After quite a bit of prodding from Netflix, I finally started watching/binge watching Suits. I’m somewhere in season 7 and almost done. Thank goodness. Suits is a soap opera. I was expecting this to be a realistic portrayal of a law firm. If there was this much drama and dysfunctionality at any company, nobody would work there. Their GlassDoor rating would be abysmal. Speaking of which, this is a fun review to read.
I’m not a fan of Mike Ross either. He and Harvey don’t think rules apply to them, which really grates on my nerves. It also is rather annoying that everyone is giving each other their word and then going back on their word constantly. In real life, this level of distrust would cause any relationship to fail.
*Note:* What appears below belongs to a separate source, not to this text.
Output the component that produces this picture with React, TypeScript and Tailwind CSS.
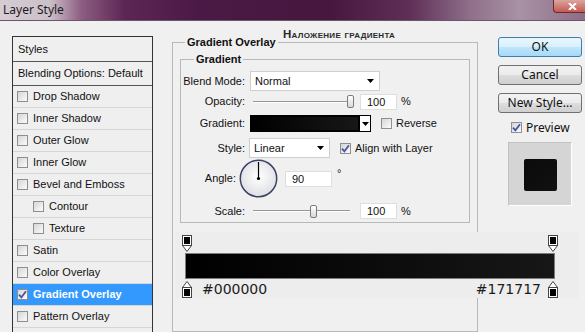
import React from "react";

const Check = ({ checked = false }: { checked?: boolean }) => (
  <span className="w-[11px] h-[11px] shrink-0 border border-[#8e8f8f] bg-[linear-gradient(135deg,#d6d6d6,#fbfbfb)] flex items-center justify-center">
    {checked && (
      <svg width="9" height="9" viewBox="0 0 9 9">
        <path d="M1 4.6 L3.4 7.4 L8 1.2" fill="none" stroke="#4658a0" strokeWidth="1.8" />
      </svg>
    )}
  </span>
);

const Arrow = () => (
  <svg width="7" height="4" viewBox="0 0 7 4">
    <path d="M0 0 H7 L3.5 4 Z" fill="#000" />
  </svg>
);

const TopStop = () => (
  <svg width="10" height="17" viewBox="0 0 10 17">
    <rect x="0.5" y="0.5" width="9" height="10" fill="#fff" stroke="#444" />
    <rect x="2" y="2" width="6" height="7" fill="#000" />
    <path d="M0.5 10.5 H9.5 L5 16.5 Z" fill="#fff" stroke="#444" />
  </svg>
);

const BottomStop = () => (
  <svg width="10" height="17" viewBox="0 0 10 17">
    <path d="M0.5 6.5 L5 0.5 L9.5 6.5 Z" fill="#fff" stroke="#444" />
    <rect x="0.5" y="6.5" width="9" height="10" fill="#fff" stroke="#444" />
    <rect x="2" y="8" width="6" height="7" fill="#000" />
  </svg>
);

const styleItems = [
  { name: "Drop Shadow" },
  { name: "Inner Shadow" },
  { name: "Outer Glow" },
  { name: "Inner Glow" },
  { name: "Bevel and Emboss" },
  { name: "Contour", indent: true },
  { name: "Texture", indent: true },
  { name: "Satin" },
  { name: "Color Overlay" },
  { name: "Gradient Overlay", checked: true, selected: true },
  { name: "Pattern Overlay" },
];

const StylesList = () => (
  <div className="ml-[12px] mt-[15px] w-[141px] h-[320px] shrink-0 border border-[#333] bg-[#efefef] flex flex-col">
    <div className="h-[25px] pl-[5px] flex items-center border-b border-[#555]">Styles</div>
    <div className="h-[24px] pl-[5px] flex items-center border-b border-[#555]">Blending Options: Default</div>
    {styleItems.map((item) => (
      <div
        key={item.name}
        className={`h-[22px] flex items-center border-b border-[#d6d6d6] ${
          item.indent ? "pl-[20px]" : "pl-[4px]"
        } ${item.selected ? "bg-[#3399ff] text-white font-bold" : ""}`}
      >
        <Check checked={item.checked} />
        <span className="ml-[5px]">{item.name}</span>
      </div>
    ))}
  </div>
);

const Slider = ({ before, after }: { before: number; after: number }) => (
  <div className="ml-[8px] flex items-center">
    <div className="h-[2px] bg-[linear-gradient(#959595_50%,#ffffff_50%)]" style={{ width: before }} />
    <div className="w-[7px] h-[13px] rounded-[2px] border border-[#7c7c7c] bg-[linear-gradient(#ffffff,#d8d8d8)]" />
    {after > 0 && <div className="h-[2px] bg-[linear-gradient(#959595_50%,#ffffff_50%)]" style={{ width: after }} />}
  </div>
);

const NumBox = ({ value, w = 37 }: { value: string; w?: number }) => (
  <div
    className="h-[16px] bg-white border border-[#dedede] pl-[6px] leading-[14px] text-[11px]"
    style={{ width: w }}
  >
    {value}
  </div>
);

const Label = ({ text, w = 64 }: { text: string; w?: number }) => (
  <div className="text-right shrink-0" style={{ width: w }}>
    {text}
  </div>
);

const GradientGroup = () => (
  <div className="mx-[7px] mt-[10px] h-[164px] border border-[#b8b8b8] flex flex-col">
    <div className="flex h-[13px] -mt-[7px]">
      <span className="ml-[13px] px-[2px] bg-[#f0f0f0] font-bold leading-[13px]">Gradient</span>
    </div>

    <div className="mt-[5px] h-[20px] flex items-center">
      <Label text="Blend Mode:" />
      <div className="ml-[5px] w-[130px] h-[20px] bg-white border border-[#cfcfcf] flex items-center justify-between pl-[4px] pr-[5px]">
        <span>Normal</span>
        <Arrow />
      </div>
    </div>

    <div className="mt-[3px] h-[15px] flex items-center">
      <Label text="Opacity:" />
      <Slider before={94} after={0} />
      <div className="ml-[6px]">
        <NumBox value="100" />
      </div>
      <span className="ml-[4px]">%</span>
    </div>

    <div className="mt-[6px] h-[17px] flex items-center">
      <Label text="Gradient:" />
      <div className="ml-[5px] w-[110px] h-[17px] border-2 border-black bg-[linear-gradient(90deg,#000000,#171717)]" />
      <div className="w-[11px] h-[17px] border border-l-0 border-black bg-white flex items-center justify-center">
        <Arrow />
      </div>
      <div className="ml-[10px]">
        <Check />
      </div>
      <span className="ml-[4px]">Reverse</span>
    </div>

    <div className="mt-[6px] h-[20px] flex items-center">
      <Label text="Style:" />
      <div className="ml-[4px] w-[81px] h-[20px] bg-white border border-[#cfcfcf] flex items-center justify-between pl-[4px] pr-[5px]">
        <span>Linear</span>
        <Arrow />
      </div>
      <div className="ml-[10px]">
        <Check checked />
      </div>
      <span className="ml-[4px]">Align with Layer</span>
    </div>

    <div className="mt-[1px] h-[39px] flex items-center">
      <Label text="Angle:" w={55} />
      <svg className="ml-[3px] shrink-0" width="39" height="39" viewBox="0 0 39 39">
        <defs>
          <radialGradient id="dial" cx="50%" cy="45%" r="60%">
            <stop offset="0%" stopColor="#ffffff" />
            <stop offset="100%" stopColor="#dcdde2" />
          </radialGradient>
        </defs>
        <circle cx="19.5" cy="19.5" r="18.2" fill="url(#dial)" stroke="#3c4266" strokeWidth="1.5" />
        <line x1="19.5" y1="19.5" x2="19.5" y2="3" stroke="#000" strokeWidth="1.2" />
        <circle cx="19.5" cy="19.5" r="1.6" fill="#000" />
      </svg>
      <div className="ml-[7px]">
        <NumBox value="90" w={47} />
      </div>
      <span className="ml-[5px] self-start mt-[9px] leading-[11px]">°</span>
    </div>

    <div className="mt-[5px] h-[16px] flex items-center">
      <Label text="Scale:" />
      <Slider before={57} after={33} />
      <div className="ml-[10px]">
        <NumBox value="100" />
      </div>
      <span className="ml-[4px]">%</span>
    </div>
  </div>
);

const Button = ({ label, focused = false }: { label: string; focused?: boolean }) => (
  <div
    className={`h-[20px] rounded-[3px] border flex items-center justify-center font-['Noto_Sans',sans-serif] text-[12px] leading-none text-[#111] ${
      focused
        ? "border-[#3c7fb1] bg-[linear-gradient(#eaf6fd_0%,#d9f0fc_50%,#bee6fd_51%,#a7d9f5_100%)]"
        : "border-[#707070] bg-[linear-gradient(#f2f2f2_0%,#ebebeb_50%,#dddddd_51%,#cfcfcf_100%)]"
    }`}
  >
    {label}
  </div>
);

const RightColumn = () => (
  <div className="ml-[20px] mt-[16px] w-[84px] shrink-0 flex flex-col gap-[8px]">
    <Button label="OK" focused />
    <Button label="Cancel" />
    <Button label="New Style..." />
    <div className="h-[13px] pl-[13px] flex items-center">
      <Check checked />
      <span className="ml-[4px] font-['Noto_Sans',sans-serif] text-[12px] leading-none">Preview</span>
    </div>
    <div className="ml-[10px] w-[64px] h-[64px] border border-[#c2c2c2] border-r-white border-b-white bg-[#d5d5d5] flex items-center justify-center">
      <div className="w-[33px] h-[32px] mt-[2px] rounded-[2px] bg-[linear-gradient(135deg,#0a0a0a,#111111)]" />
    </div>
  </div>
);

export default function App() {
  return (
    <div className="relative w-[585px] h-[332px] overflow-hidden bg-[#f0f0f0] flex flex-col font-['Liberation_Sans',Arial,sans-serif] text-[11px] text-[#111]">
      <div className="h-[21px] shrink-0 flex items-start border-b border-[#6a5868] bg-[linear-gradient(90deg,#d6ced4_0px,#cbbfc8_50px,#8c5c82_82px,#5c2654_125px,#4b1945_200px,#47173f_330px,#5f2f58_410px,#8f6f8a_470px,#a892a4_520px,#8d6c87_585px)]">
        <span className="ml-[3px] mt-[3px] font-['Noto_Sans',sans-serif] text-[12px] leading-[14px] text-[#1b1b1b]">
          Layer Style
        </span>
        <div className="ml-auto -mr-[6px] w-[38px] h-[13px] rounded-bl-[4px] border border-t-0 border-[#6e2a2a] bg-[linear-gradient(#dca5a0,#c45a50)] flex items-center justify-center">
          <svg width="9" height="7" viewBox="0 0 9 7">
            <path d="M1 0 L8 7 M8 0 L1 7" stroke="#fff" strokeWidth="2" />
          </svg>
        </div>
      </div>

      <div className="flex flex-1 min-h-0">
        <StylesList />

        <div className="ml-[19px] w-[306px] shrink-0 flex flex-col">
          <div className="mt-[6px] h-[14px] pl-[111px] leading-[14px] font-bold text-[11.5px] tracking-[0.3px] [font-variant:small-caps] text-[#2a2a2a]">
            Наложение градиента
          </div>
          <div className="mt-[1px] h-[300px] border border-[#b8b8b8] flex flex-col">
            <div className="flex h-[13px] -mt-[7px]">
              <span className="ml-[12px] px-[2px] bg-[#f0f0f0] font-bold leading-[13px]">Gradient Overlay</span>
            </div>
            <GradientGroup />
          </div>
        </div>

        <RightColumn />
      </div>

      {/* gradient editor strip pasted over the dialog */}
      <div className="absolute left-[175px] top-[232px] w-[404px] h-[66px] bg-[#ededed] flex flex-col">
        <div className="mt-[3px] h-[17px] flex justify-between pl-[7px] pr-[21px]">
          <TopStop />
          <TopStop />
        </div>
        <div className="mt-[1px] ml-[10px] w-[370px] h-[26px] border border-[#7d7d7d] bg-[linear-gradient(90deg,#000000,#0b0b0b_50%,#171717)]" />
        <div className="mt-[2px] h-[17px] flex items-center pl-[7px] pr-[21px] font-['DejaVu_Sans',sans-serif] text-[14px] leading-[17px] text-[#1c1c1c]">
          <BottomStop />
          <span className="ml-[10px]">#000000</span>
          <span className="ml-auto">#171717</span>
          <span className="ml-[7px] flex">
            <BottomStop />
          </span>
        </div>
      </div>
    </div>
  );
}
My big ‘what’ moment was last night. Louis Litt was kvetching that no one respected him in a therapy session. His therapist turned it around on him and suggested that his feelings of disrespect were internal. Louis didn’t respect himself and projected those feelings onto others. Do you think that is true?
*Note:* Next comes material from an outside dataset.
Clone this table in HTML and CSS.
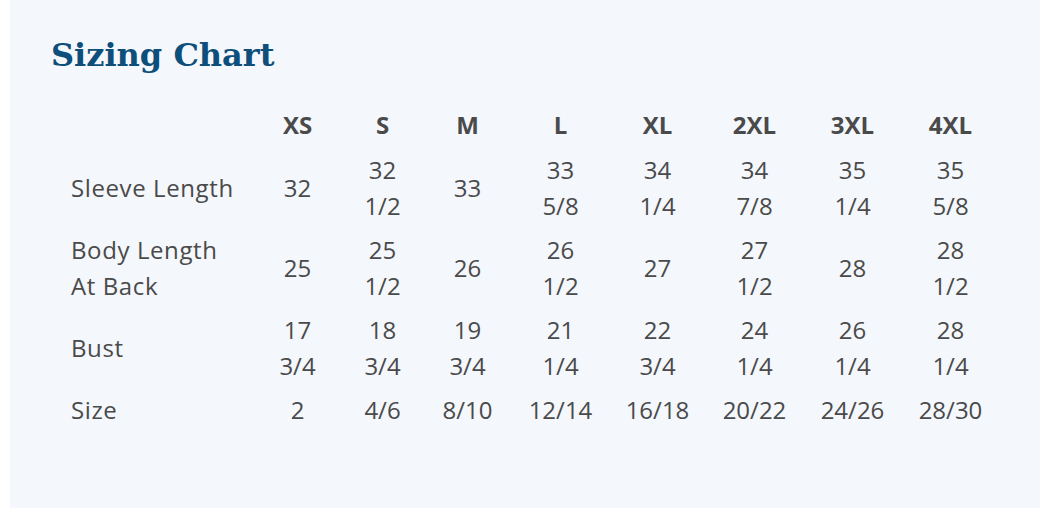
FILE: index.html
```html
<!DOCTYPE html>
<html>
<head>
<meta charset="utf-8">
<link rel="stylesheet" href="styles.css">
</head>
<body>
<section class="panel">
  <h2 class="title">Sizing Chart</h2>
  <table class="chart">
    <thead>
      <tr>
        <th class="label"></th>
        <th>XS</th><th>S</th><th>M</th><th>L</th><th>XL</th><th>2XL</th><th>3XL</th><th>4XL</th>
      </tr>
    </thead>
    <tbody>
      <tr>
        <td class="label">Sleeve Length</td>
        <td>32</td><td>32<br>1/2</td><td>33</td><td>33<br>5/8</td><td>34<br>1/4</td><td>34<br>7/8</td><td>35<br>1/4</td><td>35<br>5/8</td>
      </tr>
      <tr>
        <td class="label">Body Length<br>At Back</td>
        <td>25</td><td>25<br>1/2</td><td>26</td><td>26<br>1/2</td><td>27</td><td>27<br>1/2</td><td>28</td><td>28<br>1/2</td>
      </tr>
      <tr>
        <td class="label">Bust</td>
        <td>17<br>3/4</td><td>18<br>3/4</td><td>19<br>3/4</td><td>21<br>1/4</td><td>22<br>3/4</td><td>24<br>1/4</td><td>26<br>1/4</td><td>28<br>1/4</td>
      </tr>
      <tr>
        <td class="label">Size</td>
        <td>2</td><td>4/6</td><td>8/10</td><td>12/14</td><td>16/18</td><td>20/22</td><td>24/26</td><td>28/30</td>
      </tr>
    </tbody>
  </table>
</section>
</body>
</html>
```
FILE: styles.css
```css
html, body {
  margin: 0;
  padding: 0;
  background: #ffffff;
}
body {
  padding: 0 23px 4px 10px;
}
.panel {
  background: #f4f7fc;
  height: 508px;
  box-sizing: border-box;
  padding: 34px 20px 0 41px;
}
.title {
  margin: 0;
  font-family: "DejaVu Serif", serif;
  font-weight: bold;
  font-size: 32px;
  line-height: 42px;
  color: #0d4e7a;
}
.chart {
  margin: 27px 0 0 20px;
  border-collapse: collapse;
  font-family: "Open Sans", "Noto Sans", sans-serif;
  font-size: 24px;
  line-height: 36px;
  color: #4a4a4a;
}
.chart th, .chart td {
  padding: 4px 0;
  text-align: center;
  vertical-align: middle;
  width: 85px;
}
.chart tbody td {
  padding-top: 5px;
  padding-bottom: 3px;
}
.chart th {
  font-weight: 700;
}
.chart .label {
  text-align: left;
  width: 184px;
  letter-spacing: 0.6px;
}
.chart tr > :nth-child(5) { width: 101px; }
.chart tr > :nth-child(6) { width: 93px; }
.chart tr > :nth-child(7) { width: 101px; }
.chart tr > :nth-child(8) { width: 95px; }
.chart tr > :nth-child(9) { width: 101px; }
```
I immediately jumped to the narrative I had for the last NN years where I worked, where I felt I was undervalued. I don’t want to overanalyze the situation again. My conclusion is that while I added value, I was subtly (or maybe not subtly) being pushed out. Having been in management before, I’m aware of the signs. It was just hard to see them being directed at me. Suffice it to say that my decision to leave was still the correct decision. I still have friends there and I feel a twinge of nostalgia, but I am in a much much better place now. Moved on. Not looking back.
My final thought – Do you think Meghan Markle used those same lines from Suits on Harry? I can’t watch her without that thought popping into my mind.
Binge watching is unhealthy! I need to get off Netflix and get outside. Now!